After a dormant 18 months with only private or retained deals such as the £215 million securitisation of 13 student housing properties owned by Brookfield in March this year, total European CMBS issuance will end up at €3.5 billion for 2017 according to BAML’s report.

“Competition for loans has been intense. There is a wall of capital looking to invest in real estate with more lenders than borrowers in the market. There is also a huge amount of equity out there,” says Paul Hastings’ CMBS lawyer Conor Downey on the lack of public conduit deals this year.

Coupled with a large dose of uncertainty at the start of the year, in part linked to Brexit, CMBS spreads had been too wide to offer a better funding alternative to balance sheet loans. However, at current spread levels, CMBS now make economic sense in the UK, and potentially Germany, specifically for non-prime property. CMBS could offer borrowers a 112bps cost saving on secondary assets in the UK, for example, versus financing them in the bank loan market, the BAML report says.

“Taurus 2017-2 UK has revealed that CMBS can offer borrowers significant cost savings, which we think could lead to a surge in new deal activity,” according to BAML, which cites reports that the rating agencies are currently dealing with around a dozen CMBS enquiries. Next year, BAML is forecasting £5 billion of European CMBS.

“I don’t see an explosion of deals any time soon, but in a world where quantitative easing is slowly being tailed off I can see the ingredients starting to come together for the market. The CLO market is cyclical; it is at or near the top, which means it will start to decline at some point,” says Downey.

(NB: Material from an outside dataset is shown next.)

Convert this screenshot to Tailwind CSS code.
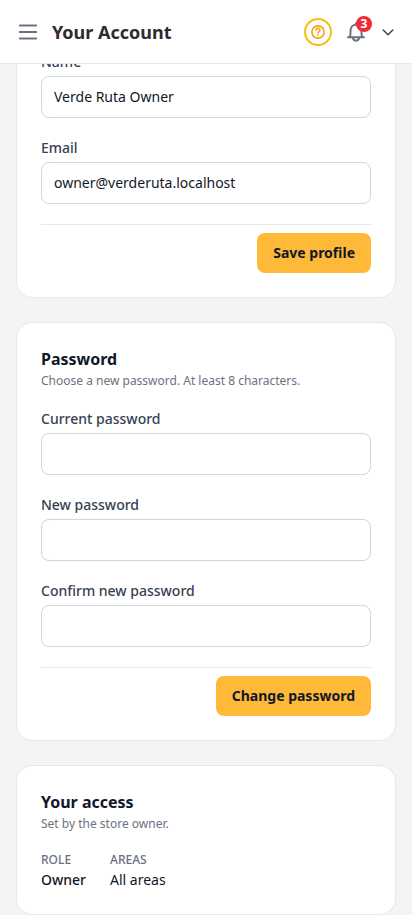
<!DOCTYPE html>
<html lang="en">
<head>
<meta charset="utf-8">
<meta name="viewport" content="width=device-width, initial-scale=1">
<title>Your Account</title>
<script src="https://cdn.jsdelivr.net/npm/@tailwindcss/browser@4"></script>
</head>
<body class="bg-gray-100 font-['Noto_Sans',sans-serif] text-sm text-gray-900">
<header class="sticky top-0 z-10 flex h-16 items-center border-b border-gray-200 bg-white px-4">
  <button type="button" aria-label="Open menu" class="text-gray-500">
    <svg class="size-6" viewBox="0 0 24 24" fill="none" stroke="currentColor" stroke-width="1.8" stroke-linecap="round"><path d="M3.750 5.500h16.500M3.750 12h16.500M3.750 18.500h16.500"/></svg>
  </button>
  <h1 class="ml-3 text-lg font-bold text-[#2d2d2d]">Your Account</h1>
  <div class="ml-auto flex items-center">
    <button type="button" aria-label="Help" class="flex size-7 items-center justify-center rounded-full border-2 border-[#fbbc12] text-[#f5a31a]">
      <svg class="size-4" viewBox="0 0 24 24" fill="none" stroke="currentColor" stroke-width="2.5" stroke-linecap="round" stroke-linejoin="round"><circle cx="12" cy="12" r="9.200"/><path d="M9.300 9.200a2.800 2.800 0 1 1 4.300 2.300c-1 .6-1.600 1.100-1.600 2.100M12 16.800v.2"/></svg>
    </button>
    <button type="button" aria-label="Notifications, 3 unread" class="relative ml-3 text-gray-500">
      <svg class="size-6" viewBox="0 0 24 24" fill="none" stroke="currentColor" stroke-width="2" stroke-linecap="round" stroke-linejoin="round"><path d="M4 17.200h16M5.600 17.200c.7-1.300.9-2.600.9-4.200v-2.300C6.500 7.200 8.900 4.800 12 4.800s5.500 2.400 5.500 5.900V13c0 1.600.2 2.900.9 4.200M12 4.800V3.300M8.900 17.600a3.100 3.100 0 0 0 6.200 0"/></svg>
      <span class="absolute -top-1 -right-1 flex size-4 items-center justify-center rounded-full bg-[#ef2b36] text-xs font-bold text-white">3</span>
    </button>
    <button type="button" aria-label="Account menu" class="ml-3 text-gray-700">
      <svg class="size-4" viewBox="0 0 16 16" fill="none" stroke="currentColor" stroke-width="1.500" stroke-linecap="round" stroke-linejoin="round"><path d="M3.200 6l4.800 4.700L12.800 6"/></svg>
    </button>
  </div>
</header>
<main class="flex flex-col gap-6 px-4">
  <form class="-mt-[37px] flex flex-col gap-5 rounded-2xl border border-gray-200 bg-white p-6">
    <div class="flex flex-col gap-1">
      <label for="name" class="font-medium text-gray-700">Name</label>
      <input id="name" type="text" value="Verde Ruta Owner" class="h-[42px] w-full rounded-lg border border-gray-300 bg-white px-3 pb-0.5">
    </div>
    <div class="flex flex-col gap-1">
      <label for="email" class="font-medium text-gray-700">Email</label>
      <input id="email" type="email" value="owner@verderuta.localhost" class="h-[42px] w-full rounded-lg border border-gray-300 bg-white px-3 pb-0.5">
    </div>
    <div class="flex justify-end border-t border-gray-200 pt-2">
      <button type="submit" class="h-10 rounded-lg bg-[#ffb938] px-4 font-bold text-gray-900">Save profile</button>
    </div>
  </form>
  <form class="flex flex-col gap-5 rounded-2xl border border-gray-200 bg-white p-6">
    <div>
      <h2 class="text-base font-bold">Password</h2>
      <p class="mt-0.5 text-xs text-gray-500">Choose a new password. At least 8 characters.</p>
    </div>
    <div class="flex flex-col gap-1">
      <label for="current" class="font-medium text-gray-700">Current password</label>
      <input id="current" type="password" class="h-[42px] w-full rounded-lg border border-gray-300 bg-white px-3 pb-0.5">
    </div>
    <div class="flex flex-col gap-1">
      <label for="new" class="font-medium text-gray-700">New password</label>
      <input id="new" type="password" class="h-[42px] w-full rounded-lg border border-gray-300 bg-white px-3 pb-0.5">
    </div>
    <div class="flex flex-col gap-1">
      <label for="confirm" class="font-medium text-gray-700">Confirm new password</label>
      <input id="confirm" type="password" class="h-[42px] w-full rounded-lg border border-gray-300 bg-white px-3 pb-0.5">
    </div>
    <div class="flex justify-end border-t border-gray-200 pt-2">
      <button type="submit" class="h-10 rounded-lg bg-[#ffb938] px-4 font-bold text-gray-900">Change password</button>
    </div>
  </form>
  <section class="rounded-2xl border border-gray-200 bg-white p-6">
    <h2 class="text-base font-bold">Your access</h2>
    <p class="mt-0.5 text-xs text-gray-500">Set by the store owner.</p>
    <dl class="mt-5 flex gap-6">
      <div>
        <dt class="text-xs font-medium text-gray-500 uppercase">Role</dt>
        <dd class="mt-0.5 font-medium">Owner</dd>
      </div>
      <div>
        <dt class="text-xs font-medium text-gray-500 uppercase">Areas</dt>
        <dd class="mt-0.5">All areas</dd>
      </div>
    </dl>
  </section>
</main>
</body>
</html>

For some investors, it makes sense to look outside Europe for deals. “We’ve learnt to accept you’re not going to see much out of Europe. Capital charges and definitions of which type of deals warrant favourable capital treatment are all over the place; unless we see standardisation there won’t be a big ABS market. CMBS will remain a small, bespoke market for years to come,” says Janssen.